▶ Your instructions:
Go through the lines below. Copy those with "screenshot".
** BEGIN Record set **
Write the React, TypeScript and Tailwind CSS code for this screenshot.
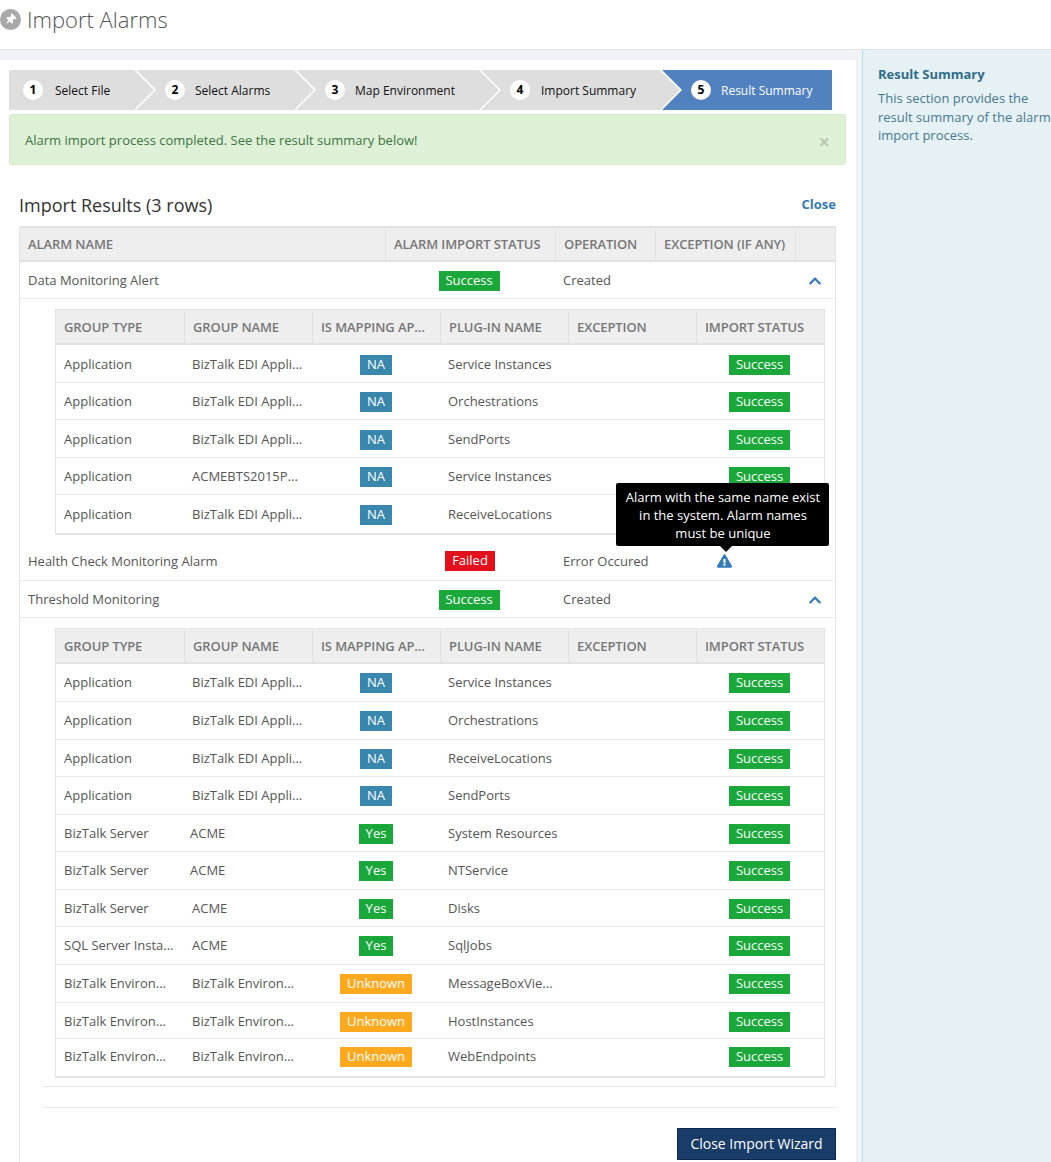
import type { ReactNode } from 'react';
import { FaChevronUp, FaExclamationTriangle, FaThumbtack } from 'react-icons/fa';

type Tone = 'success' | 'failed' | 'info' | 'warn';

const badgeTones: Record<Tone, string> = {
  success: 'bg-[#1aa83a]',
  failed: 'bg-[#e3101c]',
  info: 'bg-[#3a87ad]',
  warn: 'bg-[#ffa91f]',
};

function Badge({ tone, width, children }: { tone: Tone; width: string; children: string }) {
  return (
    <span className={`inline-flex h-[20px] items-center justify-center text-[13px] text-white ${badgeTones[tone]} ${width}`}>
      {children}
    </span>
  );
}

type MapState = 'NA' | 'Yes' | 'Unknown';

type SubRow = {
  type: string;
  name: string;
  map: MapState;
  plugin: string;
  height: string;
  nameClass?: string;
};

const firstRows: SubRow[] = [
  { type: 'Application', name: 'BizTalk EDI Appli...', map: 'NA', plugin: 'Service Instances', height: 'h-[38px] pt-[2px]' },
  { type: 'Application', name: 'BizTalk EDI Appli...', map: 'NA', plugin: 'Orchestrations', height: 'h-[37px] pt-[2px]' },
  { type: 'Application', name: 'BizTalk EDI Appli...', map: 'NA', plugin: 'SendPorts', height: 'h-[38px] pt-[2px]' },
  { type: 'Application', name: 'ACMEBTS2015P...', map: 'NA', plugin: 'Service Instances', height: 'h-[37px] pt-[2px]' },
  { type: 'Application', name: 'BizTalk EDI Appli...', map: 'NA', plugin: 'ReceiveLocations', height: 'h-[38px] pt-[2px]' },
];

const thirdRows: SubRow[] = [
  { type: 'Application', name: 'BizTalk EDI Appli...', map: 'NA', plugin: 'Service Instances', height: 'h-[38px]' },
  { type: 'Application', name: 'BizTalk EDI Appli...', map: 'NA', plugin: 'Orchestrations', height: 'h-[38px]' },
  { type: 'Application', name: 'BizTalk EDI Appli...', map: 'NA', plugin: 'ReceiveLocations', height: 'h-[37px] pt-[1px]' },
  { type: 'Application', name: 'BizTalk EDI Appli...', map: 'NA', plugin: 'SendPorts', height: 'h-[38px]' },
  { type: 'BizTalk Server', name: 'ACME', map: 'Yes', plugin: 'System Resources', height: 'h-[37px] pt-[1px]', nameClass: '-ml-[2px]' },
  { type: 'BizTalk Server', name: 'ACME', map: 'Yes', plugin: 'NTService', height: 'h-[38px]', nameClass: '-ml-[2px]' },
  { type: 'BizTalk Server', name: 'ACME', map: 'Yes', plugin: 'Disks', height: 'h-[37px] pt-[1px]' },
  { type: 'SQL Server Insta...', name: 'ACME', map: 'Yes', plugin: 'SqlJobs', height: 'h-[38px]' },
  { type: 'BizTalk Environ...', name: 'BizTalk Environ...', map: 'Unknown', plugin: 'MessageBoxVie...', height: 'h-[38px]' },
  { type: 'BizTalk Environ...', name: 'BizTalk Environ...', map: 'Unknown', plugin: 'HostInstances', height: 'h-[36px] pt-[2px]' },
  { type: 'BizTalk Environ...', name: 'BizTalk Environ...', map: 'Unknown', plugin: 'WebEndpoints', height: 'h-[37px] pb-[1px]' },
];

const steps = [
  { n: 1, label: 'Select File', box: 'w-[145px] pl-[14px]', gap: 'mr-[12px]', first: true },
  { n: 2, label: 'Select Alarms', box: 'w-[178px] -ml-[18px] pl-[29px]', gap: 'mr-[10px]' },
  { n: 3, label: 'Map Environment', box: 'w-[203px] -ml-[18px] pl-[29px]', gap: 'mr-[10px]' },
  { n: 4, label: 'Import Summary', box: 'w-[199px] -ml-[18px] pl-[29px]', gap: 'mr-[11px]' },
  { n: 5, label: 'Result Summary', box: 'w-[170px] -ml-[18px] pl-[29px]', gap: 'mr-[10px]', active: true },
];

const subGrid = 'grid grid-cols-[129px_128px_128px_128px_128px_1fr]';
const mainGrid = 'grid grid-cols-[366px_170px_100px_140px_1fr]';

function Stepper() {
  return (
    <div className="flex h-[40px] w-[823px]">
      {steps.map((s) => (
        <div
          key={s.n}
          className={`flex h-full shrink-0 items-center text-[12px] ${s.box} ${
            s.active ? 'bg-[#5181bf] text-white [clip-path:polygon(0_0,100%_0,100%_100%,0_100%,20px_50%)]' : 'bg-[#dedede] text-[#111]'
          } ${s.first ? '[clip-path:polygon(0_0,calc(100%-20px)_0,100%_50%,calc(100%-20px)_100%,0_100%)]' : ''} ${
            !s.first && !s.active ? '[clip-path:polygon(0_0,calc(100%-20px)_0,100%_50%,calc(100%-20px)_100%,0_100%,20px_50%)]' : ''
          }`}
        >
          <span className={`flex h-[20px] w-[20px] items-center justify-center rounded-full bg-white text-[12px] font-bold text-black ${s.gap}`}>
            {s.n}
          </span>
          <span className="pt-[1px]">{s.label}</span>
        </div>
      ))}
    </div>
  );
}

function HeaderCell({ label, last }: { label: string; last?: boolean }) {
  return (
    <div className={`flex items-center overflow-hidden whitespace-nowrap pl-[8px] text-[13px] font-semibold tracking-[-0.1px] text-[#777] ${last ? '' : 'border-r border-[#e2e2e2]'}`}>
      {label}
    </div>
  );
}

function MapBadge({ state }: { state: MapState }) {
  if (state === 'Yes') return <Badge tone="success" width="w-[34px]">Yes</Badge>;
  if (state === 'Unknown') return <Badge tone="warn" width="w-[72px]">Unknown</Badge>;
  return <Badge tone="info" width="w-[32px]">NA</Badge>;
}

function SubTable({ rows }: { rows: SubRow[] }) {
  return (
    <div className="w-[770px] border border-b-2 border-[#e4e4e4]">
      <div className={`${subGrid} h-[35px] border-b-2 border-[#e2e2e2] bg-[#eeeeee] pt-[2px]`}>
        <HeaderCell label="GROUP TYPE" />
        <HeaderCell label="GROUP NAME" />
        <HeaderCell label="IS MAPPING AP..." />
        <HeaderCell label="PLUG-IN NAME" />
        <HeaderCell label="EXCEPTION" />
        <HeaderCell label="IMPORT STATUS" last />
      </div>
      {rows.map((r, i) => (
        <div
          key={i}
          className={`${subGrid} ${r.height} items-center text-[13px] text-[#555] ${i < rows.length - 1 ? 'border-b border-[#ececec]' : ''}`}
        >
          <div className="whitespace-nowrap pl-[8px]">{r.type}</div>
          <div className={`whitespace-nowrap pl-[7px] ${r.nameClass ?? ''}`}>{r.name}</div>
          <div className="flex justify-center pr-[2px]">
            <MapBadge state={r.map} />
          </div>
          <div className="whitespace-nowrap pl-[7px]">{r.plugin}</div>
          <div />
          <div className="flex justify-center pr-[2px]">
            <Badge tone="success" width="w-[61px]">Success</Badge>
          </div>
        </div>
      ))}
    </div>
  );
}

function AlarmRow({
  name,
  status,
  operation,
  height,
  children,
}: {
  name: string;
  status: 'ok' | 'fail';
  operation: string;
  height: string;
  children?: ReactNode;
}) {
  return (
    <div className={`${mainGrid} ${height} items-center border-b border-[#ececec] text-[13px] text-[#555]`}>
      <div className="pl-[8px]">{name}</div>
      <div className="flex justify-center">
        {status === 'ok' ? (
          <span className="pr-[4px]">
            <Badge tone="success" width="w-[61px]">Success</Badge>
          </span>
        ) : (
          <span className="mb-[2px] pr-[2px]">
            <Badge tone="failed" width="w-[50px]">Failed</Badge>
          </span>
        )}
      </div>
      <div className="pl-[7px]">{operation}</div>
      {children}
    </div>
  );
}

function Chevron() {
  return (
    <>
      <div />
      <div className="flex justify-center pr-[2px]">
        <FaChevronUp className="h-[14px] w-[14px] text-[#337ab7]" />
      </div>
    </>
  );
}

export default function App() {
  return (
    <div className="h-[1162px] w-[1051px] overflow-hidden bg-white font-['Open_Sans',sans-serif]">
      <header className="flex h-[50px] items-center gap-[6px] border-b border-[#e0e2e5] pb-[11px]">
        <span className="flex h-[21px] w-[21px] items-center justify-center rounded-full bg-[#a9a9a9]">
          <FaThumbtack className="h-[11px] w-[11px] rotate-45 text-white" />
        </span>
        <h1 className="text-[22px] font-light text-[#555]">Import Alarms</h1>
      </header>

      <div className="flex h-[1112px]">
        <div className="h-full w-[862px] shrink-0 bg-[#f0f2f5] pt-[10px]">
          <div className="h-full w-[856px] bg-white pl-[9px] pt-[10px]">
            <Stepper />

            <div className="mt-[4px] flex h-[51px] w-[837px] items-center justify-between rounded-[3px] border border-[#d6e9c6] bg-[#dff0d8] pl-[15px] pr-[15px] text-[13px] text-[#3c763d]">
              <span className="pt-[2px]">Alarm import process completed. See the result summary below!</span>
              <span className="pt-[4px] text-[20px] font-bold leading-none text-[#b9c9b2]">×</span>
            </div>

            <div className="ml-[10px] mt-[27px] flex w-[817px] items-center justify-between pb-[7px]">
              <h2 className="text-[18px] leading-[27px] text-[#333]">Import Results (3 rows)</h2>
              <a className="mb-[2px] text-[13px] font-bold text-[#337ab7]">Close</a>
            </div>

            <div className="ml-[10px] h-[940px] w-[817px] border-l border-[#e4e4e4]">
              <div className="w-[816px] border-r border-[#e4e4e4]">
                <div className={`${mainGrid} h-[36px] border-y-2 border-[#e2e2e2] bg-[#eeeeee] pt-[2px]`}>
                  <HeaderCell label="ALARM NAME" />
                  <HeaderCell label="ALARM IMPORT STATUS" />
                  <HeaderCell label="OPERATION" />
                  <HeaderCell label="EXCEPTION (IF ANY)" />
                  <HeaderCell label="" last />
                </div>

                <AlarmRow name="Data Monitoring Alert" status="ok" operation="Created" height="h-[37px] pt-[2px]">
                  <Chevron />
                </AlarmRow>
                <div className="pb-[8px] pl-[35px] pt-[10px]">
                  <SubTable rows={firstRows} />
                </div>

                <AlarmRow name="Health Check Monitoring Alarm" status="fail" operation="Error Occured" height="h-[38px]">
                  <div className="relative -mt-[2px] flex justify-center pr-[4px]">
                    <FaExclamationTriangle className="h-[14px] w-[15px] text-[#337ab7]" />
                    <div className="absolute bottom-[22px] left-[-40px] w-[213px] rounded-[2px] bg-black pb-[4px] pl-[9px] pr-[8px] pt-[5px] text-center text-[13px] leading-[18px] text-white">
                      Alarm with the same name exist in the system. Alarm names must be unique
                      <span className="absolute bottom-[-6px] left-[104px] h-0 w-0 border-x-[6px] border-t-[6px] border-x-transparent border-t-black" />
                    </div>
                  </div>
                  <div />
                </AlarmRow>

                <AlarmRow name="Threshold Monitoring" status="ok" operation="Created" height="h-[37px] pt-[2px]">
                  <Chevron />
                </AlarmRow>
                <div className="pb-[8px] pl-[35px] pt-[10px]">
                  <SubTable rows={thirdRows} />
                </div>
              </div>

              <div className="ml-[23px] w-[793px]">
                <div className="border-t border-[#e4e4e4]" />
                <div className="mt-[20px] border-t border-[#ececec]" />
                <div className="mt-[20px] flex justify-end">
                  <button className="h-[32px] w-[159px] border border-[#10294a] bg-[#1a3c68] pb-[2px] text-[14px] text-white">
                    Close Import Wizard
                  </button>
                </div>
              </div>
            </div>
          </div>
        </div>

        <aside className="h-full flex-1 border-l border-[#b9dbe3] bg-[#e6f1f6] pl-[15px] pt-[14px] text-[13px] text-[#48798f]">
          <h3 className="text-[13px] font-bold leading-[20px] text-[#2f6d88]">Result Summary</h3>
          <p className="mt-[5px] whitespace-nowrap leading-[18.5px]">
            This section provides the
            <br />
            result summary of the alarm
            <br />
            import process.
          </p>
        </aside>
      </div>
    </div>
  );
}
** END Record set **
** BEGIN Record set **
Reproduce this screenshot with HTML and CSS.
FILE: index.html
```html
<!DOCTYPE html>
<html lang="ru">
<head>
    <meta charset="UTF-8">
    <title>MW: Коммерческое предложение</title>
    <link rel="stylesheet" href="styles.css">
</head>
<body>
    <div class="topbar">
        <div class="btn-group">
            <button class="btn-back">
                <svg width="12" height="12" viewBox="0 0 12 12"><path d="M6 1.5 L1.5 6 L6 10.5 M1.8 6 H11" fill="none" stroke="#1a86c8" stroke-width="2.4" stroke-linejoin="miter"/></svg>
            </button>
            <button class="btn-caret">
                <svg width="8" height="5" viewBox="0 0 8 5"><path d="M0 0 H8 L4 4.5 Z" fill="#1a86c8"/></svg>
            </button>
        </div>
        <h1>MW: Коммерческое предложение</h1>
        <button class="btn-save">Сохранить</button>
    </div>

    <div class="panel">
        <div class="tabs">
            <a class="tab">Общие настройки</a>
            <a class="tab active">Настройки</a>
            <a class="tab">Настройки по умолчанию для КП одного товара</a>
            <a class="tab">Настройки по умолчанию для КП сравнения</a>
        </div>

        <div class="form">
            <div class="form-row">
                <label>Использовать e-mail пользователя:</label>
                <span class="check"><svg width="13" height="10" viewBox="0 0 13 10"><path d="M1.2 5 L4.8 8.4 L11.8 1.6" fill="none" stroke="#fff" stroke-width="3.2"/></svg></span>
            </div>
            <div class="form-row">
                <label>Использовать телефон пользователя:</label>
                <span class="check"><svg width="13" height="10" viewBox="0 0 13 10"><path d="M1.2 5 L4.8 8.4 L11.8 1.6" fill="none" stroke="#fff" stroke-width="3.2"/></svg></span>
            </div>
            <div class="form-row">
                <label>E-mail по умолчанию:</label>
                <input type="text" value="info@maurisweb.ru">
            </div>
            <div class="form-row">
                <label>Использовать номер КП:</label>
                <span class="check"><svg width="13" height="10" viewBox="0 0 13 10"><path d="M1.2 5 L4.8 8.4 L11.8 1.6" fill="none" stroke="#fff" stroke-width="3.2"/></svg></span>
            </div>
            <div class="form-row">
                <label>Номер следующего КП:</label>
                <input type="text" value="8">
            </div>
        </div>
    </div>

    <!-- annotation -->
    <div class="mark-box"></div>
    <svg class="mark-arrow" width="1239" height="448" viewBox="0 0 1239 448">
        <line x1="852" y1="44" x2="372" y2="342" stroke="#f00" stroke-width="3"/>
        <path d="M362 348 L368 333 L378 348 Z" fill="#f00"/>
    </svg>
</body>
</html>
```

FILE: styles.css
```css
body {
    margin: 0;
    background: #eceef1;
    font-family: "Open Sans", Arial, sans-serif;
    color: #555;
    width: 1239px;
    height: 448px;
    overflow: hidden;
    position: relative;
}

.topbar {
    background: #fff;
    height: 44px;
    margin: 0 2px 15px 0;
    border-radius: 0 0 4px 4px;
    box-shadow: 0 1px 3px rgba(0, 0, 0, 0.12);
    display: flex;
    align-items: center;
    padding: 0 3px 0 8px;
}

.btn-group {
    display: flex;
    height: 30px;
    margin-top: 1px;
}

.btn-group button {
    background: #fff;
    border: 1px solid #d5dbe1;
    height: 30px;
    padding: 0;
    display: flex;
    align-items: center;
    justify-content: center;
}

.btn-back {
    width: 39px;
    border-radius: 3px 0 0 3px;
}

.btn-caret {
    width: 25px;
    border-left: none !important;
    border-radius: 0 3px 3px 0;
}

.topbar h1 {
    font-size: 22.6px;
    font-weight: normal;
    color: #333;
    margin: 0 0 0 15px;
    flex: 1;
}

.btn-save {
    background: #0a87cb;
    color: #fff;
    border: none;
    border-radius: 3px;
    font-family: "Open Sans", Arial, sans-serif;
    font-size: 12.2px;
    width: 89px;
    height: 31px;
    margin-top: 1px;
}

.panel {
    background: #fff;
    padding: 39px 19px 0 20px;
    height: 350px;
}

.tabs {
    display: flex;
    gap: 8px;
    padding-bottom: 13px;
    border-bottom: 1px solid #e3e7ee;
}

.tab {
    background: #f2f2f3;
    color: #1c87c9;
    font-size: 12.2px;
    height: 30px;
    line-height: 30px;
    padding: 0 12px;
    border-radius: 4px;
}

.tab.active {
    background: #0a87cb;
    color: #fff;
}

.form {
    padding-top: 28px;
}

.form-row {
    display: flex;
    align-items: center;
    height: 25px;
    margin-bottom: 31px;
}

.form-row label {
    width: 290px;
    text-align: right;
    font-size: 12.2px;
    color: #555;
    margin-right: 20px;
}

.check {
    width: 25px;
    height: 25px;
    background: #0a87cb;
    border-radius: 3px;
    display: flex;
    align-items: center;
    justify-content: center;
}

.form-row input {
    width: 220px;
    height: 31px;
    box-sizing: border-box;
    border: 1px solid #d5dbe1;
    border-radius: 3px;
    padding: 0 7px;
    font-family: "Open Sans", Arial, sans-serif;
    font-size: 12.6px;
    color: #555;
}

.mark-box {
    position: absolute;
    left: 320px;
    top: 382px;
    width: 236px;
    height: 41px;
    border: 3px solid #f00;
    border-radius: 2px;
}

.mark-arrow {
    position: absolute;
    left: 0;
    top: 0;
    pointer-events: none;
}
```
** END Record set **
** BEGIN Record set **
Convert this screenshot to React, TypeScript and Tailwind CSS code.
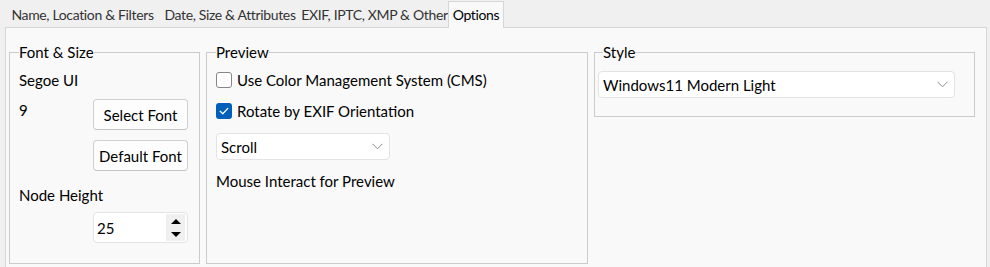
** END Record set **
▶ The result:
Write the React, TypeScript and Tailwind CSS code for this screenshot.
Reproduce this screenshot with HTML and CSS.
Convert this screenshot to React, TypeScript and Tailwind CSS code.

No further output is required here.